Focused deterrence has particular promise behind it. Through this strategy, police work with the community to target specific individuals at a very high risk of violence. They directly and clearly signal to these individuals that they have two options: quit doing bad things and the community will offer resources, such as job training, to help you, or you absolutely will be arrested. In doing this, the police and community can deter individuals responsible for most of the crime in their city from acting out, and maybe even help these individuals lead more productive lives.
The research says it works: Study after study backs up focused deterrence, and the method got much of the credit for the “Boston miracle” that saw the city’s violent crime rate drop by 79 percent in the 1990s.

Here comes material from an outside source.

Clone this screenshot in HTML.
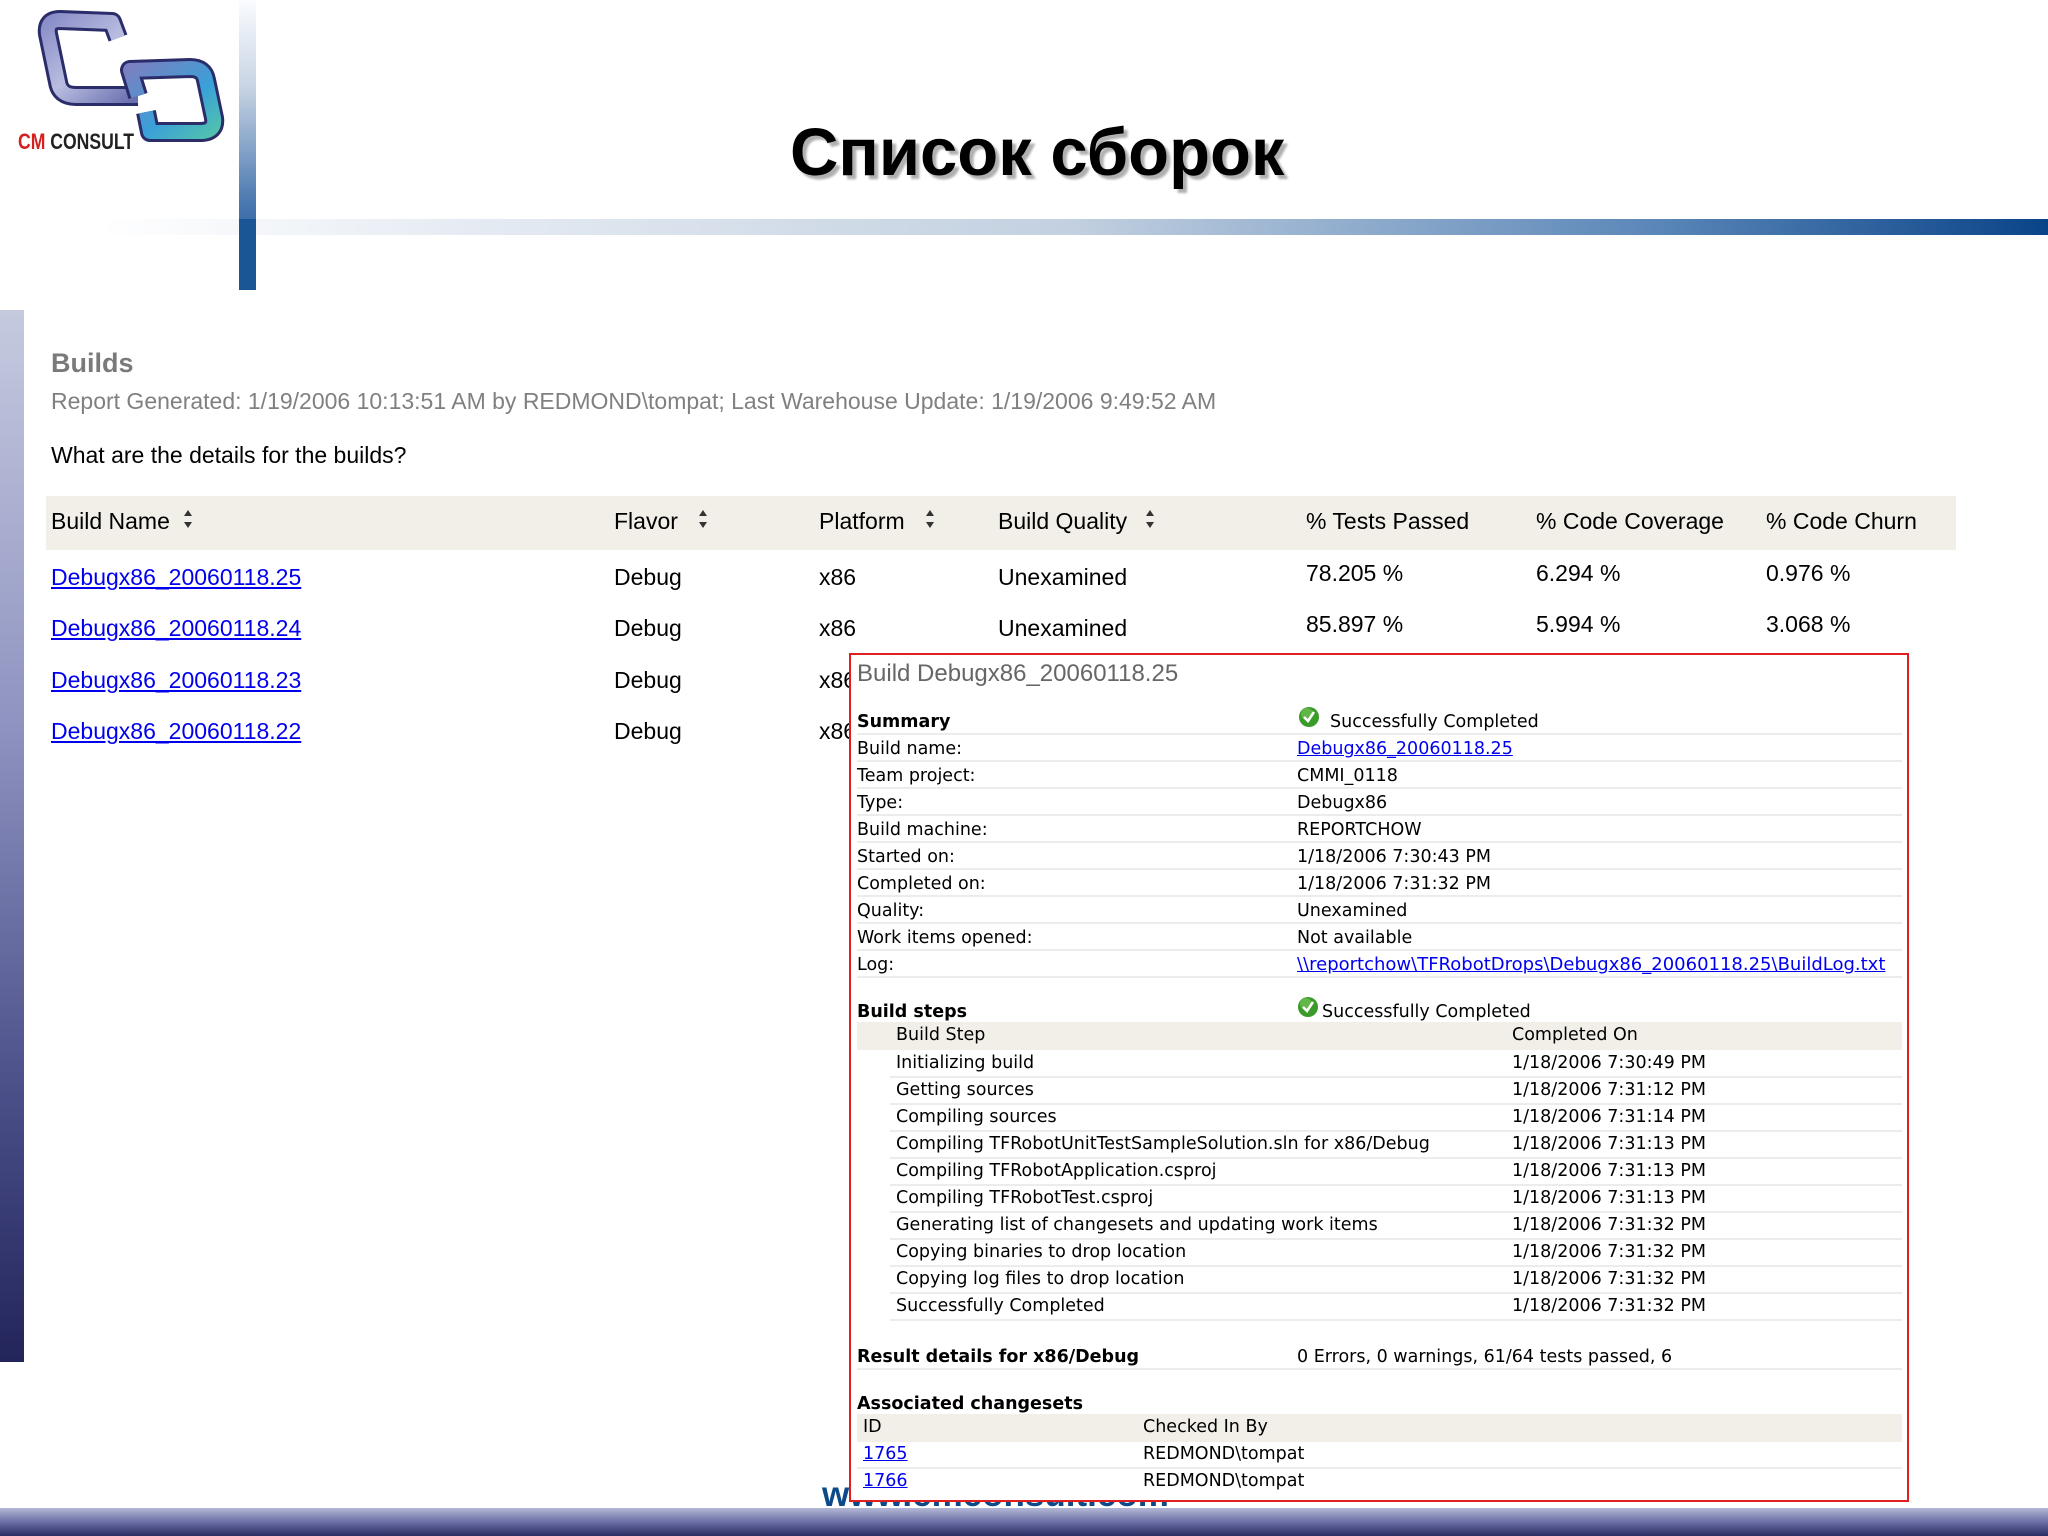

The federal government, if Trump were willing to, could directly encourage this style of policing. “I would like to see the feds help the locals with targeted enforcement, funding for intervention and prevention, and also to help them get smart on crime using evidence and data,” Abt said. “We need to help locals focus on those people, places, and behaviors that cause the great majority of crime and violence in American cities.”
Unfortunately, federal spending tends to go to antiquated styles of policing, including dragnet programs that finance broad, unfocused crackdowns on low-level offenses and vague “community policing” mandates with little oversight. Consider, for example, that Chicago has been receiving federal aid for years to keep more cops on the force for “community policing,” yet a Justice Department report just uncovered sweeping abuses that created a climate of distrust between the community and police.
Federal programs could be tweaked to remedy this. Not only could they encourage more evidence-based types of policing, but they could offer a sustained investment over many years instead of the drop-in-drop-out approach of federal law enforcement surges and loosely funded pilot programs.
Trump, however, has often called for the opposite approach, warning that he’ll “send in the Feds” into Chicago and arguing that police need to be “very much tougher than they are right now.” But the research suggests that such an approach would not only be ineffective in stopping crime but would likely make matters much worse by fostering even more distrust in the police.